I looked to see why this is - they don't seem to do it out of aggression (the ones that do this the most are my supine rats), and the fact that they do it when they see my face makes me feel as though it isn't illness related (as well, I currently have a sick girl but even the healthy ones demonstrate this behaviour). 

Some people say it can be like a greeting, or just a simple reflex. My question is, why do they go out of their way to come up to me to yawn and stretch? never behind me or around me - always on my face or the front of my body. 

Why is this??? Haha.


----------



## rat-fiend (Mar 7, 2008)

I don't have an answer to that but if a person did that to me (to my face) I would be insulted. However, if a rat did that to me, I would be quite amused.


----------



## rottengirl (Mar 16, 2016)

Haha.
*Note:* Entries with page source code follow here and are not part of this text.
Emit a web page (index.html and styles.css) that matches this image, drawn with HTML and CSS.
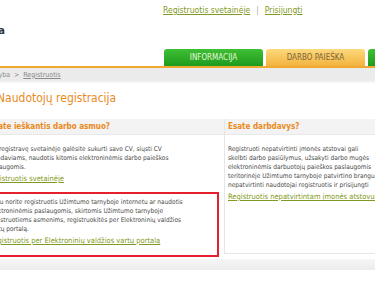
FILE: index.html
```html
<!DOCTYPE html>
<html lang="lt">
<head>
<meta charset="utf-8">
<title>Naudotojų registracija</title>
<link rel="stylesheet" href="styles.css">
</head>
<body>
<div class="page">
  <header class="header">
    <nav class="toplinks">
      <a href="#">Registruotis svetainėje</a>
      <span class="sep">|</span>
      <a href="#">Prisijungti</a>
    </nav>
    <div class="logo"><span>Užimtumo tarnyba</span></div>
    <nav class="tabs">
      <a class="tab tab-green" href="#">INFORMACIJA</a>
      <a class="tab tab-orange" href="#">DARBO PAIEŠKA</a>
      <a class="tab tab-green" href="#">DARBDAVIAMS</a>
    </nav>
  </header>
  <div class="crumbs">
    <div class="crumb-home"><span>Užimtumo tarnyba</span></div>
    <span class="crumb-sep">&gt;</span>
    <a href="#">Registruotis</a>
  </div>
  <main class="content">
    <h1 class="title">Naudotojų registracija</h1>
    <div class="panels">
      <section class="col col-left">
        <h2 class="col-head">Esate ieškantis darbo asmuo?</h2>
        <div class="col-body">
          <p class="txt">Užsiregistravę svetainėje galėsite sukurti savo CV, siųsti CV<br>darbdaviams, naudotis kitomis elektroninėmis darbo paieškos<br>paslaugomis.</p>
          <a class="lnk" href="#">Registruotis svetainėje</a>
          <div class="redbox">
            <p class="txt">Jeigu norite registruotis Užimtumo tarnyboje internetu ar naudotis<br>elektroninėmis paslaugomis, skirtomis Užimtumo tarnyboje<br>registruotiems asmenims, registruokitės per Elektroninių valdžios<br>vartų portalą.</p>
            <a class="lnk" href="#">Registruotis per Elektroninių valdžios vartų portalą</a>
          </div>
        </div>
      </section>
      <section class="col col-right">
        <h2 class="col-head">Esate darbdavys?</h2>
        <div class="col-body">
          <p class="txt">Registruoti nepatvirtinti įmonės atstovai gali<br>skelbti darbo pasiūlymus, užsakyti darbo mugės<br>elektroninėmis darbuotojų paieškos paslaugomis<br>teritorinėje Užimtumo tarnyboje patvirtino brangu<br>nepatvirtinti naudotojai registruotis ir prisijungti</p>
          <a class="lnk" href="#">Registruotis nepatvirtintam įmonės atstovui</a>
        </div>
      </section>
    </div>
  </main>
  <div class="footbar"></div>
</div>
</body>
</html>
```

FILE: styles.css
```css
html, body {
  margin: 0;
  padding: 0;
  background: #fff;
  overflow: hidden;
}
body {
  font-family: "DejaVu Sans Condensed", "DejaVu Sans", sans-serif;
  font-stretch: condensed;
  color: #333;
}
a { color: #7f9a22; }

.page { width: 375px; }

.header {
  display: flex;
  flex-direction: column;
  height: 66px;
  border-bottom: 2px solid #efa830;
}
.toplinks {
  margin: 5px 0 0 163px;
  font-size: 8.5px;
  line-height: 10px;
  display: flex;
  gap: 6px;
}
.toplinks .sep { color: #aaa; }
.logo {
  width: 5px;
  display: flex;
  justify-content: flex-end;
  white-space: nowrap;
  margin-top: 10px;
  font-size: 11px;
  font-weight: bold;
  color: #333;
  line-height: 12px;
}
.tabs {
  margin: auto 0 0 164px;
  display: flex;
  gap: 3px;
}
.tab {
  flex: 0 0 99px;
  height: 17px;
  border-radius: 3px 3px 0 0;
  display: flex;
  align-items: center;
  justify-content: center;
  font-size: 8px;
  text-decoration: none;
  white-space: nowrap;
}
.tab-green {
  background: linear-gradient(#3fbf35, #1f9b1d);
  color: #e9f7d8;
}
.tab-orange {
  background: linear-gradient(#fcd97c, #f2b33d);
  color: #7b6540;
}

.crumbs {
  display: flex;
  align-items: center;
  gap: 4px;
  height: 13px;
  background: #ebebeb;
  border-bottom: 2px solid #f6f6f6;
  font-size: 7px;
  color: #8a8a8a;
}
.crumb-home {
  width: 10px;
  display: flex;
  justify-content: flex-end;
  white-space: nowrap;
}
.crumbs a { color: #8a8a8a; }

.content { margin-left: -27px; }
.title {
  margin: 0;
  padding: 7px 0 0 24px;
  font-weight: normal;
  font-size: 12px;
  line-height: 16px;
  color: #ea8a1c;
}
.panels {
  display: grid;
  grid-template-columns: 251px 200px;
  align-items: start;
  margin-top: 13px;
}
.col-head {
  margin: 0;
  height: 15px;
  padding-left: 16px;
  background: #f3f3f3;
  border-bottom: 1px solid #e9e9e9;
  font-size: 8px;
  line-height: 15px;
  font-weight: bold;
  color: #ea8a1c;
  white-space: nowrap;
}
.col-right {
  border-left: 1px solid #e6e6e6;
  border-bottom: 1px solid #e6e6e6;
  padding-bottom: 51px;
}
.col-right .col-head { padding-left: 3px; }
.col-body {
  padding: 10px 0 0 14px;
  font-size: 6.5px;
  line-height: 9px;
  white-space: nowrap;
}
.col-right .col-body { padding-left: 3px; }
.txt { margin: 0 0 2px; color: #4a4a4a; }
.lnk {
  display: block;
  font-size: 7.5px;
  line-height: 10px;
}
.redbox {
  margin: 8px 5px 0 -20px;
  padding: 4px 0 9px 20px;
  border: 2px solid #e4202c;
}
.footbar {
  margin-top: 2px;
  height: 11px;
  background: linear-gradient(#f6f6f6, #ececec);
}
```
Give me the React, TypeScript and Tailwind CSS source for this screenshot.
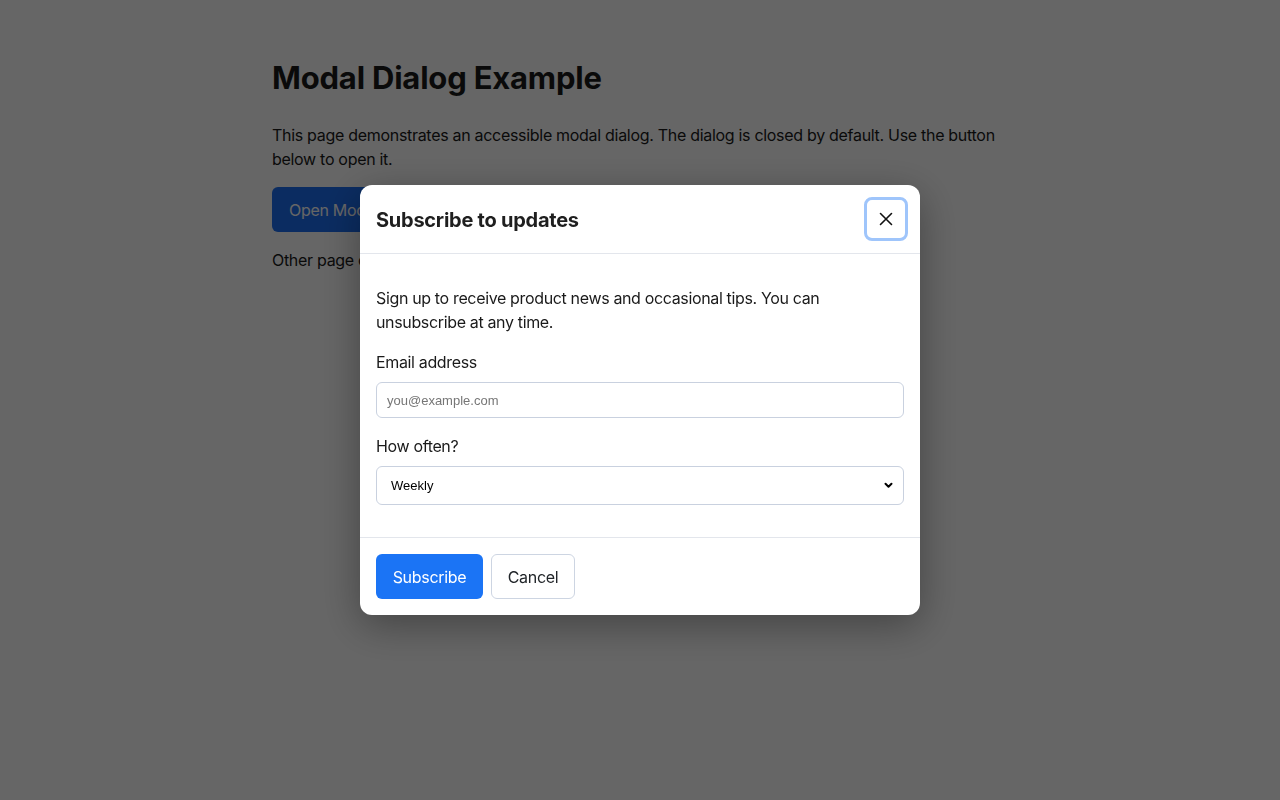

It's very cute when they do it. They do that little shivery stretch as well, and then either cuddle with me or hang out for a bit until they get bored.


----------



## Veileddreamer (Sep 21, 2015)

Weird! My ladies definitely are yawn-and-stretch fans. I find it hilarious because their long teeth make them look so ferocious but I of course know they're little furballs of love. I think of it as being super comfortable and cozy... for mine, I never see them yawn like that if they're in a bad mood. Come to think of it they usually do it when I'm approaching the cage and they're getting out of a cuddle puddle to say hi, so maybe it is kind of like a greeting? Either way I'd say it's 100% harmless and def not related to sickness.


----------



## Verucasdad (Aug 31, 2015)

It can also be a sign of contentment. A luxurious stretch and yawn can mean they feel safe, fed, and happy. I wouldn't read too much into it. A lot of animals have traits that are interpreted several ways, i.e. purring in cats can be good or bad.


----------



## rottengirl (Mar 16, 2016)

Verucasdad said:


> A lot of animals have traits that are interpreted several ways, i.e. purring in cats can be good or bad.


This is what bugs me. I don't want to assume it's a good thing because usually something that seems cute can end up being a warning sign. 

I appreciate you response though, I will try to not read into it too much.


----------



## Grotesque (Mar 19, 2014)

I think it's adorable. Olive does it to me all the time. Just a sign of being super comfy.


----------